▸ Written exercise
Return precisely the span of lines from the top of the material below to the line containing "import React from 'react'", both included. Pictures are excluded.

▸ Given material
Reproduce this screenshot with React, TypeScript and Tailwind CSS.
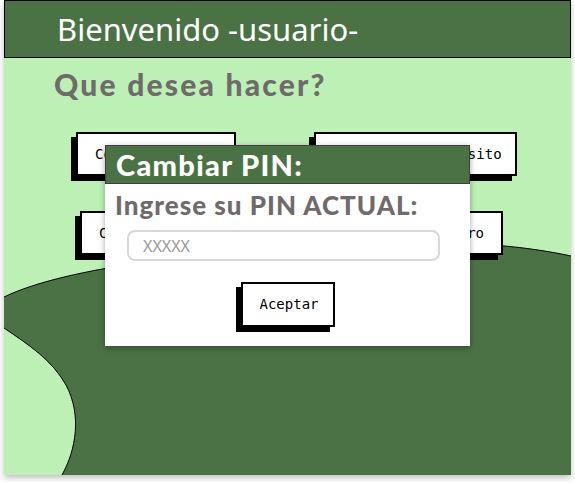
import React from 'react'

const OptionButton = ({ label, className = '' }: { label: string; className?: string }) => (
  <button
    className={`h-[44px] whitespace-nowrap border-2 border-black bg-white px-[17px] font-['DejaVu_Sans_Mono',monospace] text-[14px] text-black shadow-[-5px_5px_0_#000] ${className}`}>
    {label}
  </button>
)

const Hill = () => (
  <svg className="absolute inset-0" width="567" height="475" viewBox="0 0 567 475">
    <path
      d="M0,297 C60,268 200,248 420,243 C480,242 530,248 567,256 L567,475 L58,475 C72,450 78,415 62,385 C48,360 25,345 0,328 Z"
      fill="#4b7245"
    />
    <path
      d="M0,297 C60,268 200,248 420,243 C480,242 530,248 567,256"
      fill="none"
      stroke="#000"
      strokeWidth="1"
    />
    <path
      d="M58,475 C72,450 78,415 62,385 C48,360 25,345 0,328"
      fill="none"
      stroke="#000"
      strokeWidth="1"
    />
  </svg>
)

const App = () => {
  return (
    <div className="h-[483px] w-[575px] bg-white">
      <div className="relative ml-[4px] h-[475px] w-[567px] overflow-hidden bg-[#bdf0b5] shadow-[0_3px_6px_rgba(0,0,0,0.25)]">
        <Hill />
        <div className="relative">
          <div className="flex h-[58px] items-center border border-black bg-[#4b7245] pl-[52px]">
            <p className="font-['Noto_Sans',sans-serif] text-[31px] leading-none text-white">
              Bienvenido -usuario-
            </p>
          </div>
          <p className="mt-[6px] pl-[50px] font-['Lato',sans-serif] text-[30px] font-black leading-[40px] tracking-[2.2px] text-[#6f6b6b]">
            Que desea hacer?
          </p>
          <div className="mt-[28px] flex justify-between pl-[72px] pr-[54px]">
            <OptionButton label="Consultar saldo" className="w-[160px]" />
            <OptionButton label="Realizar un deposito" className="w-[203px]" />
          </div>
          <div className="mt-[35px] flex justify-between pl-[76px] pr-[68px]">
            <OptionButton label="Cambiar PIN" />
            <OptionButton label="Retirar dinero" />
          </div>
        </div>

        <div className="absolute left-[101px] top-[145px] h-[201px] w-[365px] bg-white shadow-[0_2px_6px_rgba(0,0,0,0.35)]">
          <div className="flex h-[39px] items-center border border-[#3f3f3f] bg-[#4b7245] pl-[10px]">
            <p className="font-['Lato',sans-serif] text-[29px] font-black leading-none tracking-[1.3px] text-white">
              Cambiar PIN:
            </p>
          </div>
          <p className="mt-[4px] pl-[10px] font-['Lato',sans-serif] text-[26px] font-black leading-[34px] tracking-[1px] text-[#6f6b6b]">
            Ingrese su PIN ACTUAL:
          </p>
          <div className="mt-[8px] px-[22px] pr-[30px]">
            <input
              placeholder="XXXXX"
              className="h-[31px] w-full rounded-[8px] border-2 border-[#d8d8d8] px-[14px] font-['Noto_Sans',sans-serif] text-[16px] text-[#555] outline-none placeholder:text-[#999]"
            />
          </div>
          <div className="mt-[21px] flex justify-center">
            <OptionButton label="Aceptar" className="h-[45px] w-[94px] px-0" />
          </div>
        </div>
      </div>
    </div>
  )
}

export default App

▸ Task result
Reproduce this screenshot with React, TypeScript and Tailwind CSS.
import React from 'react'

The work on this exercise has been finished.